As sure as humidity and bluebonnets, the lawsuits against the Republican-led redistricting have begun.
Following the release of the 2020 U.S. Census, Texas began the process of redrawing congressional district lines. The data from the Census made it clear that 95 percent of the population growth in the state was non-white, but the new lines drawn by the Republican-controlled state legislature and signed by Republican Governor Greg Abbott still hand control of most of the state over to white voters.
Just as it did after the 2010 Census, disenfranchised groups are now suing the state for redress. As of right now, there are six lawsuits in progress.
The highest-profile challenge came from an expected source. The Mexican American Legal Defense and Educational Fund (MALDEF) has long said that they would be watching the redistricting process closely, hoping to advise the state legislature in a way that wouldn’t result in a legal fight. However, they always anticipated that a lawsuit was going to happen over discrimination, and they were the first to file before the ink on the new law was even dry.
Representing the Texas Latino Redistricting Task Force, MALDEF filed suit against Abbott on October 18. The plaintiffs include League of United Latin American Citizens, Southwest Voter Registration Education Project, Mi Familia Vota, and individual Texas voters. The suit claims that the new maps violate Section 2 of the Voting Rights Act, the 14th Amendment, and are intentionally racially motivated.
The Texas NAACP is suing Abbott directly. They filed on November 5, claiming the same injustices as MALDEF and adding violations of the 14th and 15th Amendments. Considering that the new maps completely eliminate Black majority congressional districts, this could be a very strong case. It will be hard to argue that was done by accident.
Voto Latino and a number of individual voters are suing Secretary of State John Scott over the maps because it “strategically cracks and packs Texas communities of color.” They also call the lopsided racial power dynamics resulting from the redrawn lines absurd and appear poised to fight the idea that it was not intentional.
The state of Texas is also being sued by Damon Wilson, an inmate from Grand Prairie who is currently confined in Richmond and was confined in Amarillo on Census Day. He alleges the redrawn congressional map engages in a practice of “prison gerrymandering” by counting prisoners in the counties they are imprisoned instead of where they reside.
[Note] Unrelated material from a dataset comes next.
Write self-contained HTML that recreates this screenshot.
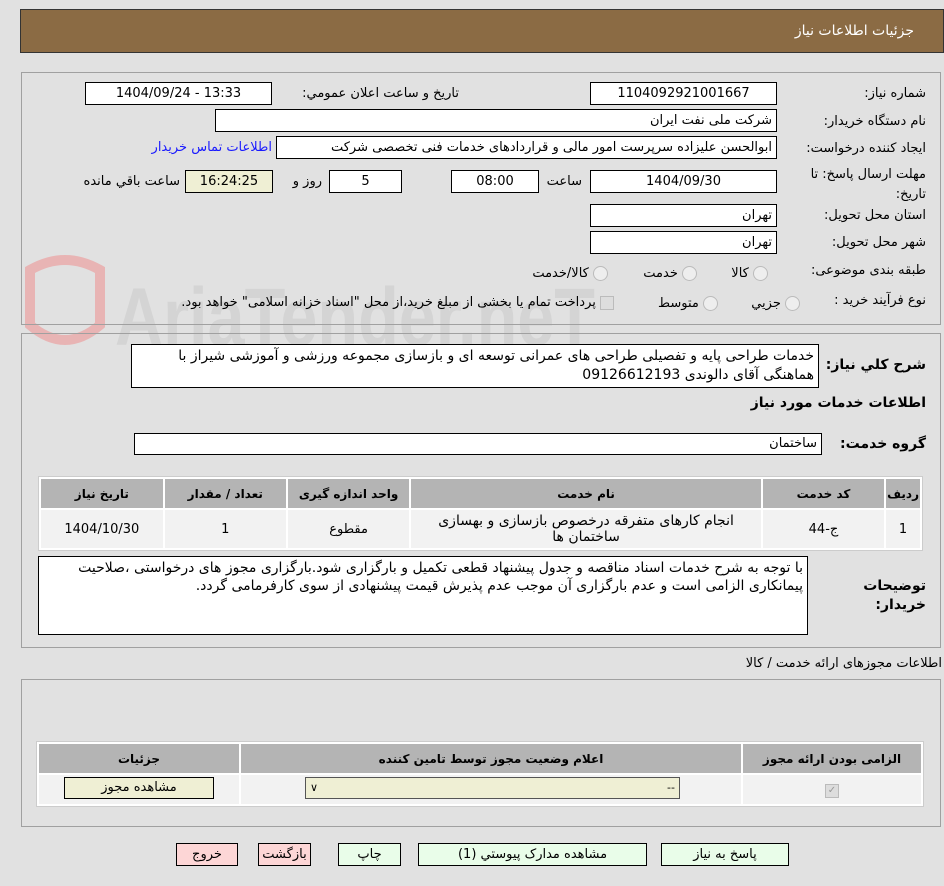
<!DOCTYPE html>
<html><head><meta charset="utf-8">
<style>
body{margin:0;width:944px;height:886px;background:#e1e1e1;font-family:"DejaVu Sans","Liberation Sans",sans-serif;font-size:13px;color:#000;position:relative;overflow:hidden;direction:rtl}
.a{position:absolute;white-space:nowrap}
.b{position:absolute;background:#fff;border:1px solid #000;box-sizing:border-box;padding:0 4px;line-height:22px;white-space:nowrap;overflow:hidden}
.c{text-align:center}
.p{position:absolute;border:1px solid #a0a0a0;box-sizing:border-box}
.lbl{position:absolute;white-space:nowrap;text-align:right}
table{border-collapse:separate;border-spacing:2px;position:absolute;background:#fff;border:1px solid #ccc}
th{background:#b4b4b4;font-weight:bold;font-size:12px;height:27px}
td{background:#f2f2f2;text-align:center}
.btn{position:absolute;border:1px solid #000;box-sizing:border-box;text-align:center;line-height:21px;height:23px}
.r{display:inline-block;width:13px;height:13px;border-radius:50%;border:1px solid #bbb;background:#eee;vertical-align:middle}
</style></head><body>
<div class="a" style="left:20px;top:9px;width:924px;height:44px;background:#8b6b44;border:1px solid #333;box-sizing:border-box"></div>
<div class="a" style="right:30px;top:23px;color:#fff;font-size:14px">جزئیات اطلاعات نیاز</div>

<!-- watermark -->
<svg class="a" style="left:20px;top:245px" width="580" height="110"><path d="M10 25 Q45 5 80 25 L80 80 Q45 110 10 80 Z" fill="none" stroke="#e8b4b4" stroke-width="10"/><text x="95" y="100" font-size="82" font-weight="bold" fill="#d4d4d4" font-family="Liberation Sans Narrow, Liberation Sans" textLength="480" lengthAdjust="spacingAndGlyphs" style="direction:ltr">AriaTender.neT</text></svg>

<div class="p" style="left:21px;top:72px;width:920px;height:253px"></div>
<div class="lbl" style="right:18px;top:86px">شماره نیاز:</div>
<div class="b c" style="left:590px;top:82px;width:187px;height:23px">1104092921001667</div>
<div class="lbl" style="right:485px;top:86px">تاریخ و ساعت اعلان عمومي:</div>
<div class="b c" style="left:85px;top:82px;width:187px;height:23px;direction:ltr">1404/09/24 - 13:33</div>
<div class="lbl" style="right:18px;top:114px">نام دستگاه خریدار:</div>
<div class="b" style="left:215px;top:109px;width:562px;height:23px">شرکت ملی نفت ایران</div>
<div class="lbl" style="right:18px;top:141px">ایجاد کننده درخواست:</div>
<div class="b" style="left:276px;top:136px;width:501px;height:23px">ابوالحسن علیزاده سرپرست امور مالی و قراردادهای خدمات فنی تخصصی شرکت</div>
<div class="lbl" style="right:672px;top:140px;color:#1a1aff">اطلاعات تماس خریدار</div>
<div class="lbl" style="right:18px;top:165px;width:140px;line-height:20px;white-space:normal">مهلت ارسال پاسخ: تا تاریخ:</div>
<div class="b c" style="left:590px;top:170px;width:187px;height:23px">1404/09/30</div>
<div class="lbl" style="right:362px;top:174px">ساعت</div>
<div class="b c" style="left:451px;top:170px;width:88px;height:23px">08:00</div>
<div class="b c" style="left:329px;top:170px;width:73px;height:23px">5</div>
<div class="lbl" style="right:622px;top:174px">روز و</div>
<div class="b c" style="left:185px;top:170px;width:88px;height:23px;background:#efefd4">16:24:25</div>
<div class="lbl" style="right:764px;top:174px">ساعت باقي مانده</div>
<div class="lbl" style="right:18px;top:208px">استان محل تحویل:</div>
<div class="b" style="left:590px;top:204px;width:187px;height:23px">تهران</div>
<div class="lbl" style="right:18px;top:235px">شهر محل تحویل:</div>
<div class="b" style="left:590px;top:231px;width:187px;height:23px">تهران</div>
<div class="lbl" style="right:18px;top:263px">طبقه بندی موضوعی:</div>
<div class="lbl" style="right:176px;top:266px"><span class="r"></span> کالا</div>
<div class="lbl" style="right:247px;top:266px"><span class="r"></span> خدمت</div>
<div class="lbl" style="right:336px;top:266px"><span class="r"></span> کالا/خدمت</div>
<div class="lbl" style="right:18px;top:293px">نوع فرآیند خرید :</div>
<div class="lbl" style="right:144px;top:296px"><span class="r"></span> جزيي</div>
<div class="lbl" style="right:226px;top:296px"><span class="r"></span> متوسط</div>
<div class="lbl" style="right:330px;top:295px"><span style="display:inline-block;width:12px;height:12px;background:#ddd;border:1px solid #bbb;vertical-align:middle"></span> پرداخت تمام یا بخشی از مبلغ خرید،از محل "اسناد خزانه اسلامی" خواهد بود.</div>

<div class="p" style="left:21px;top:333px;width:920px;height:315px"></div>
<div class="lbl" style="right:18px;top:357px;font-weight:bold;font-size:14px">شرح کلي نیاز:</div>
<div class="b" style="left:131px;top:344px;width:688px;height:44px;white-space:normal;line-height:19px;padding-top:2px;font-size:14px">خدمات طراحی پایه و تفصیلی طراحی های عمرانی توسعه ای و بازسازی مجموعه ورزشی و آموزشی شیراز با هماهنگی آقای دالوندی 09126612193</div>
<div class="lbl" style="right:18px;top:395px;font-weight:bold;font-size:14px">اطلاعات خدمات مورد نیاز</div>
<div class="lbl" style="right:18px;top:436px;font-weight:bold;font-size:14px">گروه خدمت:</div>
<div class="b" style="left:134px;top:433px;width:688px;height:22px;line-height:20px">ساختمان</div>
<table style="left:38px;top:476px;width:885px">
<tr><th style="width:28px">ردیف</th><th style="width:120px">کد خدمت</th><th style="width:350px">نام خدمت</th><th style="width:120px">واحد اندازه گیری</th><th style="width:120px">تعداد / مقدار</th><th style="width:120px">تاریخ نیاز</th></tr>
<tr><td style="height:36px">1</td><td>ج-44</td><td style="line-height:16px;font-size:14px;padding:0 4px">انجام کارهای متفرقه درخصوص بازسازی و بهسازی ساختمان ها</td><td>مقطوع</td><td>1</td><td>1404/10/30</td></tr>
</table>
<div class="lbl" style="right:18px;top:577px;font-weight:bold;font-size:14px;line-height:19px;width:80px;white-space:normal">توضیحات خریدار:</div>
<div class="b" style="left:38px;top:556px;width:770px;height:79px;white-space:normal;line-height:18px;padding-top:2px;font-size:14px">با توجه به شرح خدمات  اسناد مناقصه و جدول پیشنهاد قطعی  تکمیل و بارگزاری شود.بارگزاری مجوز های درخواستی ،صلاحیت پیمانکاری الزامی است و عدم بارگزاری آن موجب عدم پذیرش قیمت پیشنهادی  از سوی کارفرمامی گردد.</div>

<div class="lbl" style="right:2px;top:656px">اطلاعات مجوزهای ارائه خدمت / کالا</div>
<div class="p" style="left:21px;top:679px;width:920px;height:148px"></div>
<table style="left:36px;top:741px;width:888px">
<tr><th style="width:176px">الزامی بودن ارائه مجوز</th><th>اعلام وضعیت مجوز توسط تامین کننده</th><th style="width:198px">جزئیات</th></tr>
<tr><td style="height:27px"><span style="display:inline-block;width:12px;height:12px;background:#ddd;border:1px solid #bbb;color:#999;font-size:10px;line-height:12px">✓</span></td><td></td><td></td></tr>
</table>
<div class="b" style="left:305px;top:777px;width:375px;height:22px;line-height:20px;background:#efefd4;border-color:#555;direction:ltr;font-size:11px">&#8744;<span style="float:right">--</span></div>
<div class="btn" style="left:64px;top:777px;width:150px;height:22px;line-height:20px;background:#efefd4">مشاهده مجوز</div>

<div class="btn" style="left:661px;top:843px;width:128px;background:#e9fde9">پاسخ به نیاز</div>
<div class="btn" style="left:418px;top:843px;width:229px;background:#e9fde9">مشاهده مدارک پیوستي (1)</div>
<div class="btn" style="left:338px;top:843px;width:63px;background:#e9fde9">چاپ</div>
<div class="btn" style="left:258px;top:843px;width:53px;background:#fdd6d6">بازگشت</div>
<div class="btn" style="left:176px;top:843px;width:62px;background:#fdd6d6">خروج</div>
</body></html>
Three different segments of the Texas legislature are entering lawsuits. State Sen. Beverly Powell (D-Burleson) and 7 voters in her district are suing Abbott over the maps. They are challenging the drawing of Senate District 10 specifically. The weirdly drawn districts in the Dallas-Fort Worth area show particularly egregious gerrymandering, limiting the power of communities of color by expanding the districts off into mostly white rural areas. The Mexican American Legislative Caucus of the Texas House has also filed two suits, one against Abbott and Scott in state court arguing the maps violate the county line rule and another against the State of Texas in federal court alleging an illegal racial gerrymander. Both lay out the unfairness of the new maps, particularly in the El Paso area.
State Sens. Roland Gutierrez (D-San Antonio) and Sarah Eckhardt (D-Austin) filed the first redistricting lawsuit before any maps had been drawn on September 1. They challenged the redistricting process in federal courts, claiming current maps were malapportioned and argued the Texas Constitution requires redistricting in a regular session, not a special session. Plaintiffs have told the judge they plan to re-file their claims in state court.
Finally, gerrymandering in the Houston area is being handled by a lawsuit filed by Fair Maps Texas Action Committee, OCA-Greater Houston, the North Texas Chapter of the Asian Pacific Islander Americans Public Affairs Association, and Emgage Texas. Their lawsuit against the governor mirrors other complaints.
All the lawsuits are similar in nature, alleging intentional racial discrimination in the ways the new maps are drawn. State lawyers have sought to consolidate these cases. In the case of Gutierrez v. Abbott, the motion was denied; however, for the rest of the cases except for Fair Maps Texas Action Committee v. Abbott, judges are considering arguments for and against consolidation this week.
Republicans are likely relying on the version of the Voting Rights Act that was depowered by the Supreme Court in 2013. The ruling did away with the provision that states with a history of voter suppression regarding people of color had to receive approval from the federal government. As it stands now, plaintiffs have to prove that district lines were the result of deliberate racial oppression, though the final results may be proof enough once the matter reaches the Supreme Court again, which one of these suits almost certainly will.